The Reactive Structure
Living in a reactive structure means your decisions are primarily driven by what is happening around you rather than what you want to create.
It looks like this: something happens, you respond. Someone needs something, you provide it. A problem emerges, you solve it. A threat appears, you defend against it.
On the surface this looks like responsibility. It looks like being a good partner, a good parent, a good professional. And in some ways it is.
But when reaction becomes the dominant mode, when almost every decision is made in response to something external rather than in service of something internal, life stops feeling chosen.
It starts feeling like something that is happening to you.
Research on what psychologists call reactive versus proactive behavior consistently shows that people in reactive modes experience lower levels of autonomy, purpose, and overall life satisfaction (Bateman & Crant, 1993). Not because their lives are objectively worse, but because they have lost the sense of being the author of their own experience.
The Creative Structure
Living in a creative structure means your decisions are primarily driven by what you want to build, become, and contribute.
It does not mean ignoring what is happening around you. Life still brings challenges, responsibilities, and unexpected turns. But your orientation to those things changes fundamentally.
Instead of asking what do I need to fix right now, you ask what am I creating and what is the next aligned step toward that?
Instead of organizing your energy around problems, you organize it around possibilities.
Instead of waiting for the circumstances to be right before you start living the way you want to live, you start living from that place now and let the circumstances catch up.
This is not magical thinking.
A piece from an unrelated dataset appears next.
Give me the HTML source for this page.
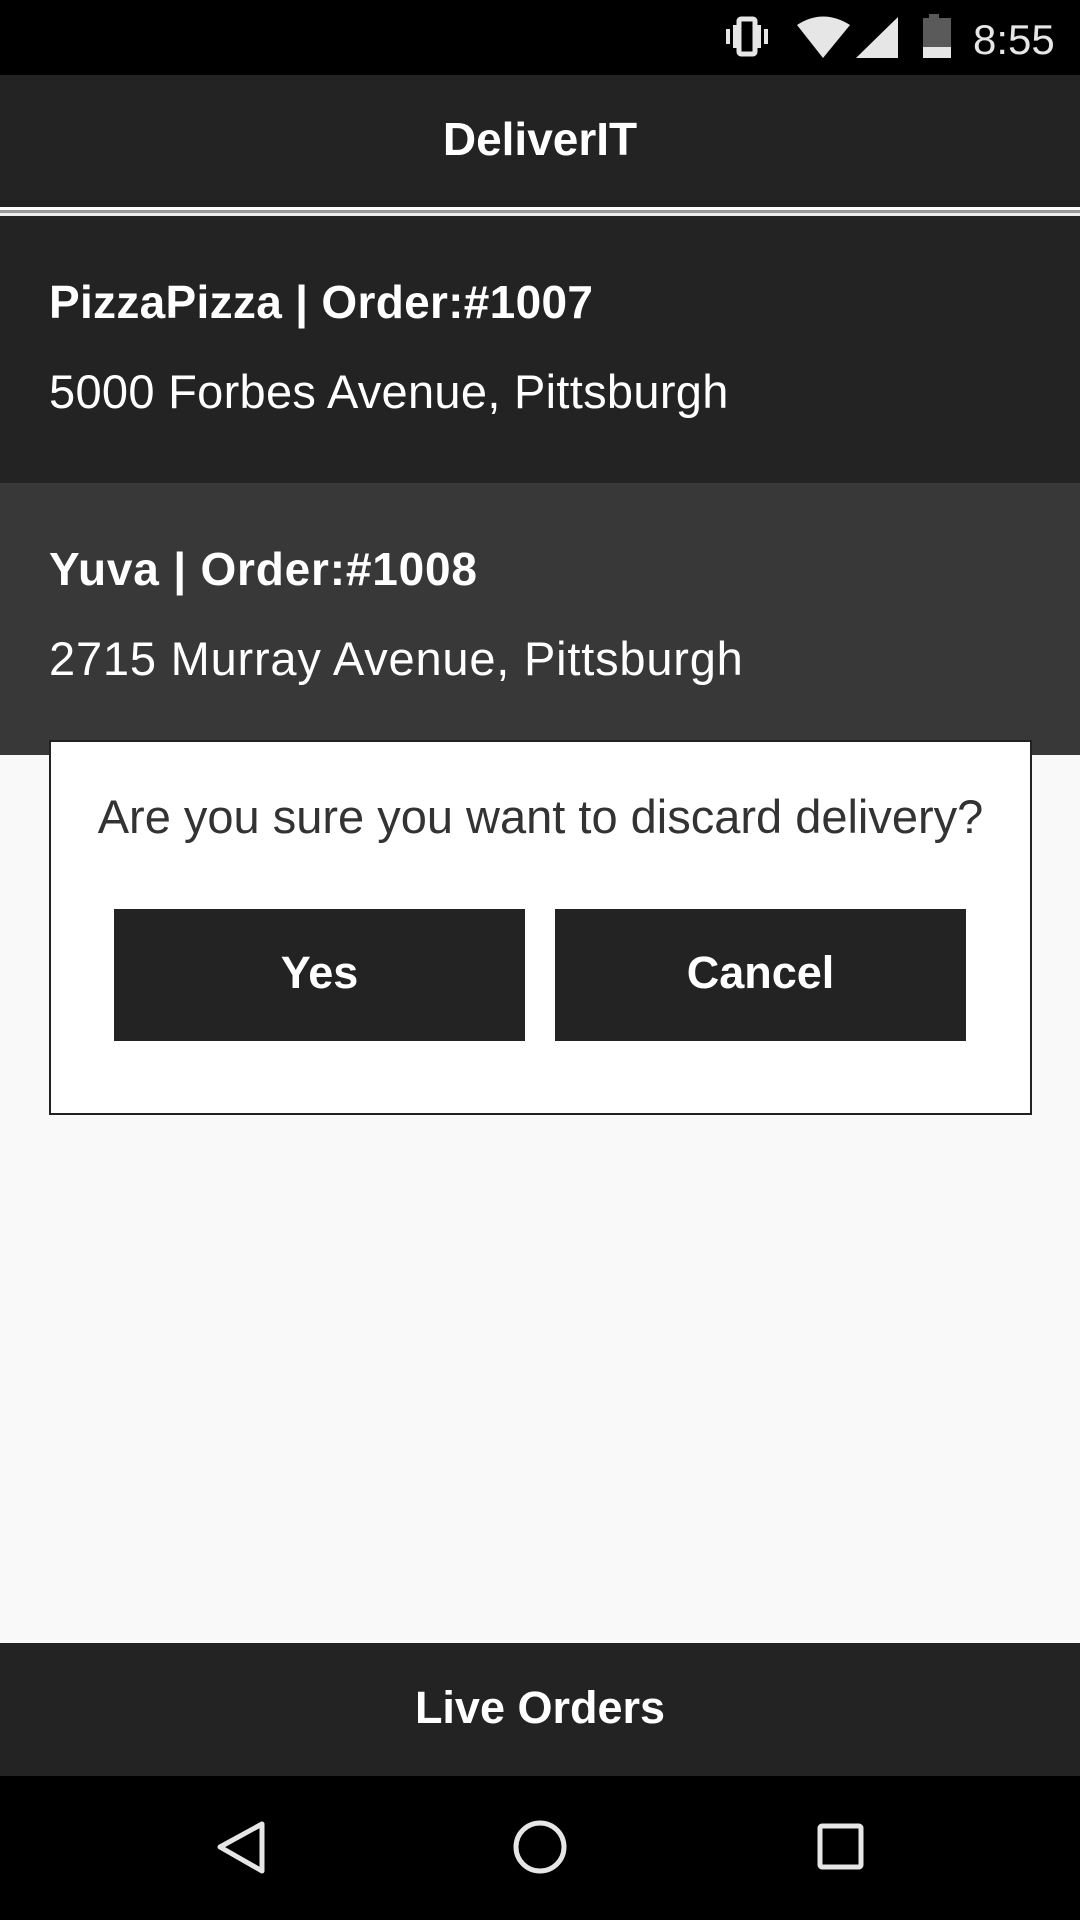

It is a structural shift in how decisions get made. And it changes everything.
How to Tell Which Mode You Are In
Here are some honest questions worth sitting with:
When you make decisions, are you primarily moving toward something you want, or away from something you do not want?
When you look at your calendar for the week, how much of it did you choose because it genuinely aligns with what matters to you, versus how much of it accumulated through obligation, default, or other people's agendas?
If nothing in your external circumstances changed over the next five years, would that be acceptable to you? Or does the life you genuinely want require a different kind of movement?
When you imagine the life you most want to live, does it feel like something you are actively building toward, or like something that will happen someday when the conditions are finally right?
There are no wrong answers here. But honest answers reveal which structure you are currently operating from.
Why the Shift Is Harder Than It Sounds
Most people intellectually understand the difference between creating and reacting. Fewer actually make the shift. And the reason is not lack of willpower or motivation.
It is that the reactive structure has real rewards.
It keeps you safe. It earns approval. It feels responsible. It gives you something to point to when someone asks why your life looks the way it does.
And perhaps most powerfully, it keeps you from having to make the genuinely vulnerable choice of declaring what you actually want and then being accountable for creating it.
Self-determination theory, one of the most robust frameworks in motivational psychology, identifies autonomy as one of the core human needs, the sense that your actions are genuinely chosen and expressive of who you are (Deci & Ryan, 2000). When that need goes unmet, not through dramatic deprivation but through the slow accumulation of reactive living, something essential begins to feel missing.
That feeling is not a malfunction. That is your creative nature asking to be used.
One Question That Changes Everything
If I could offer only one practice for moving from reacting to creating, it would be this:
Every morning before the notifications, before the emails, before the to-do list, ask yourself one question.
Am I creating my life today or just reacting to it?
Not as a judgment. As an orientation. A compass setting for the day.
Because the life you want is not waiting for your circumstances to cooperate. It is waiting for you to start building it from where you already are.
One decision. One morning. One aligned step at a time.
References
Bateman, T. S., & Crant, J. M. (1993). The proactive component of organizational behavior: A measure and correlates. Journal of Organizational Behavior, 14(2), 103–118.
Deci, E. L., & Ryan, R. M. (2000). The 'what' and 'why' of goal pursuits: Human needs and the self-determination of behavior. Psychological Inquiry, 11(4), 227–268.